Shear = Support Reaction at Supports

The absolute value of the shear force at either support equals the support reaction. This is true for any simply supported beam (with or without UDL): the shear just inside the support equals R_A or R_B. The moment at the supports is always zero.

Worked Example

A simply supported beam of span l = 1000 mm carries a UDL w = 3 N/mm (3 kN/m) over its full length. Find the reactions, shear force at A, B and midpoint C, and the bending moments at x = 250 mm and at midspan.

Knowns

• Span: l = 1000 mm
• UDL intensity: w = 3 N/mm (= 3 kN/m)

Solution

Step 1 — Support Reactions (Formula ①)

R_A = R_B = \dfrac{wl}{2} = \dfrac{3 \times 1000}{2} = 1500 \text{ N}

Step 2 — Shear Forces (Formula ②)

\begin{aligned} F_A &= -\dfrac{wl}{2} = -1500\,\text{N} \\ F_C &= 0\,\text{N} \\ F_B &= \dfrac{wl}{2} = 1500\,\text{N} \end{aligned}

Step 3 — Max Bending Moment at midspan (Formula ③)

M_{\max} = -\dfrac{wl^2}{8} = -\dfrac{3 \times 1000^2}{8} = -375{,}000\,\text{N}{\cdot}\text{mm} = -375\,\text{N}{\cdot}\text{m}

Step 4 — Moment at x = 250 mm

M_{250} = -\dfrac{3}{2}\bigl(1000 \times 250 - 250^2\bigr) = -281{,}250\,\text{N}{\cdot}\text{mm} \approx -281\,\text{N}{\cdot}\text{m}

Step 5 — Symmetry check (x = 750 mm)

M_{750} = -\dfrac{3}{2}\bigl(1000 \times 750 - 750^2\bigr) = -281{,}250\,\text{N}{\cdot}\text{mm} \approx -281\,\text{N}{\cdot}\text{m} \quad (\text{symmetric})

Result: $R_A$ = $R_B$ = 1500 N. Shear: −1500 N at A, 0 at midspan C, +1500 N at B. $M_{max}$ = −375 N·m at midspan. M(250mm) = M(750mm) = −281 N·m (symmetric parabola).

Extended Knowledge

•Every horizontal beam carries its own weight as a UDL. For a simply supported floor joist, the midspan moment wl²/8 is the governing load case for deflection and bending stress checks. Pre-cambering compensates for this predictable sag.
•A bridge with uniform live load (pedestrians, parked cars) is modelled as a simply supported beam under UDL. The parabolic BMD shape informs the placement of longitudinal reinforcement — maximum near midspan, reducing toward the supports.
•A cantilever under the same UDL has Mmax = wl²/2 at the fixed end — four times larger than the simply supported case (wl²/8).

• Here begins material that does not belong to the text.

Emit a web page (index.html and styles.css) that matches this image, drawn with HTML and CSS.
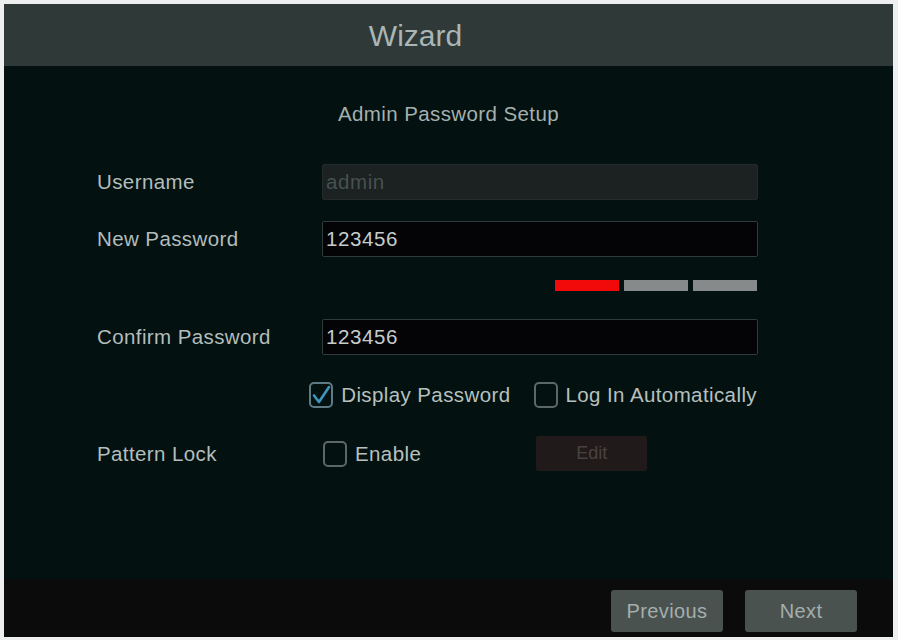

This explains why simply supported spans are far more efficient for carrying distributed loads over long distances.
•If the UDL covers only part of the span (say from A to the midpoint), the beam is no longer symmetric. The reactions are unequal and the shear force no longer crosses zero at midspan. The moment maximum shifts toward the loaded half.
•The maximum deflection for a simply supported beam under full UDL is δmax = 5wl⁴/(384EI) at midspan. This fourth-power dependence on span length is why doubling the span increases deflection 16-fold — the key reason for intermediate supports in long structures.